Requirements »
Repeat the lines below exactly as they appear, but leave out the images.

Data block »
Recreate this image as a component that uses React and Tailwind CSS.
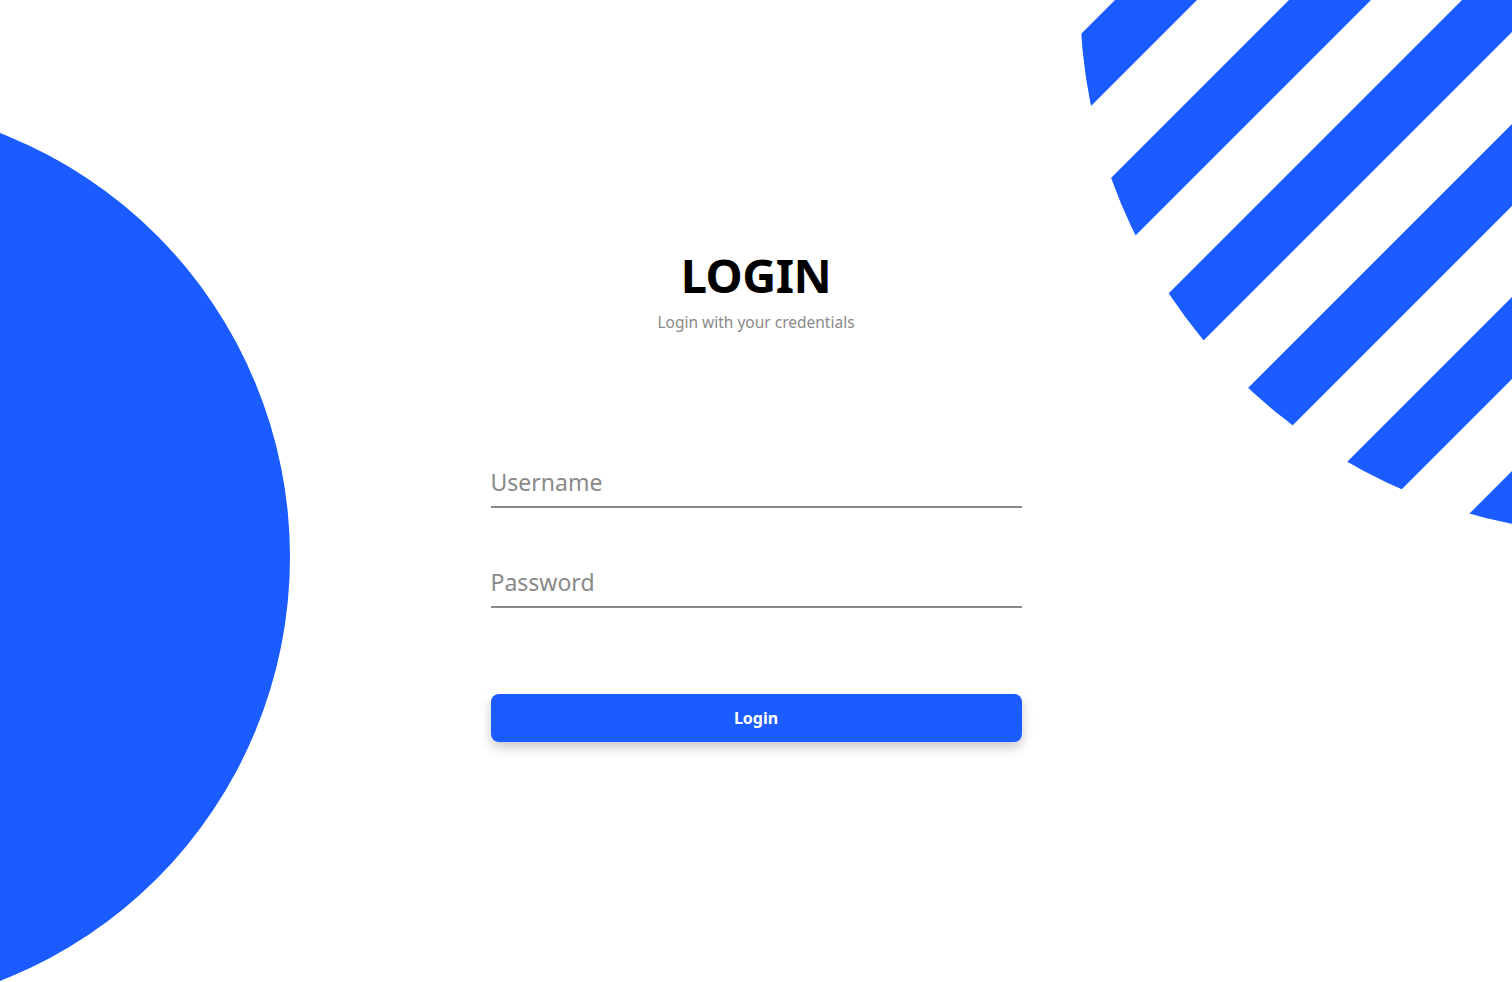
import React from "react";

const BLUE = "#1a5cff";

// stripes on the top-right circle, given as x+y offsets of each band
const stripeStarts = [1115, 1289, 1462, 1636, 1809, 1983, 2156];
const STRIPE_W = 82;

const Backdrop = () => (
    <svg
        className="absolute inset-0 pointer-events-none"
        width="1512"
        height="982"
        viewBox="0 0 1512 982"
    >
        <defs>
            <clipPath id="stripeCircle">
                <circle cx="1616" cy="-2" r="536" />
            </clipPath>
        </defs>
        <circle cx="-165" cy="557" r="455" fill={BLUE} />
        <g clipPath="url(#stripeCircle)" fill={BLUE}>
            {stripeStarts.map((a) => {
                const b = a + STRIPE_W;
                return (
                    <polygon
                        key={a}
                        points={`${a + 600},-600 ${b + 600},-600 ${b - 1200},1200 ${a - 1200},1200`}
                    />
                );
            })}
        </g>
    </svg>
);

const App = () => {
    return (
        <div
            className="relative w-full h-[982px] overflow-hidden bg-white"
            style={{ fontFamily: '"Noto Sans", "Open Sans", sans-serif' }}
        >
            <Backdrop />

            <div className="relative mx-auto w-[531px] pt-[252px] flex flex-col">
                <h1 className="text-center text-[47px] leading-none font-bold text-black tracking-[-0.5px]">
                    LOGIN
                </h1>
                <p className="mt-[16px] text-center text-[15.5px] leading-none text-[#8a8a8a]">
                    Login with your credentials
                </p>

                <form className="mt-[127.5px] flex flex-col" onSubmit={(e) => e.preventDefault()}>
                    <input
                        type="text"
                        placeholder="Username"
                        className="h-[50px] w-full border-b-2 border-[#8a8a8a] bg-transparent text-[23px] text-[#333] placeholder:text-[#8a8a8a] outline-none"
                    />
                    <input
                        type="password"
                        placeholder="Password"
                        className="mt-[50px] h-[50px] w-full border-b-2 border-[#8a8a8a] bg-transparent text-[23px] text-[#333] placeholder:text-[#8a8a8a] outline-none"
                    />
                    <button
                        type="submit"
                        className="mt-[86px] h-[48px] w-full rounded-lg bg-[#1a5cff] text-white text-[16px] font-bold shadow-[0_5px_12px_rgba(0,0,0,0.22)]"
                    >
                        Login
                    </button>
                </form>
            </div>
        </div>
    );
};

export default App;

Final result »
Recreate this image as a component that uses React and Tailwind CSS.
import React from "react";

const BLUE = "#1a5cff";

// stripes on the top-right circle, given as x+y offsets of each band
const stripeStarts = [1115, 1289, 1462, 1636, 1809, 1983, 2156];
const STRIPE_W = 82;

const Backdrop = () => (
    <svg
        className="absolute inset-0 pointer-events-none"
        width="1512"
        height="982"
        viewBox="0 0 1512 982"
    >
        <defs>
            <clipPath id="stripeCircle">
                <circle cx="1616" cy="-2" r="536" />
            </clipPath>
        </defs>
        <circle cx="-165" cy="557" r="455" fill={BLUE} />
        <g clipPath="url(#stripeCircle)" fill={BLUE}>
            {stripeStarts.map((a) => {
                const b = a + STRIPE_W;
                return (
                    <polygon
                        key={a}
                        points={`${a + 600},-600 ${b + 600},-600 ${b - 1200},1200 ${a - 1200},1200`}
                    />
                );
            })}
        </g>
    </svg>
);

const App = () => {
    return (
        <div
            className="relative w-full h-[982px] overflow-hidden bg-white"
            style={{ fontFamily: '"Noto Sans", "Open Sans", sans-serif' }}
        >
            <Backdrop />

            <div className="relative mx-auto w-[531px] pt-[252px] flex flex-col">
                <h1 className="text-center text-[47px] leading-none font-bold text-black tracking-[-0.5px]">
                    LOGIN
                </h1>
                <p className="mt-[16px] text-center text-[15.5px] leading-none text-[#8a8a8a]">
                    Login with your credentials
                </p>

                <form className="mt-[127.5px] flex flex-col" onSubmit={(e) => e.preventDefault()}>
                    <input
                        type="text"
                        placeholder="Username"
                        className="h-[50px] w-full border-b-2 border-[#8a8a8a] bg-transparent text-[23px] text-[#333] placeholder:text-[#8a8a8a] outline-none"
                    />
                    <input
                        type="password"
                        placeholder="Password"
                        className="mt-[50px] h-[50px] w-full border-b-2 border-[#8a8a8a] bg-transparent text-[23px] text-[#333] placeholder:text-[#8a8a8a] outline-none"
                    />
                    <button
                        type="submit"
                        className="mt-[86px] h-[48px] w-full rounded-lg bg-[#1a5cff] text-white text-[16px] font-bold shadow-[0_5px_12px_rgba(0,0,0,0.22)]"
                    >
                        Login
                    </button>
                </form>
            </div>
        </div>
    );
};

export default App;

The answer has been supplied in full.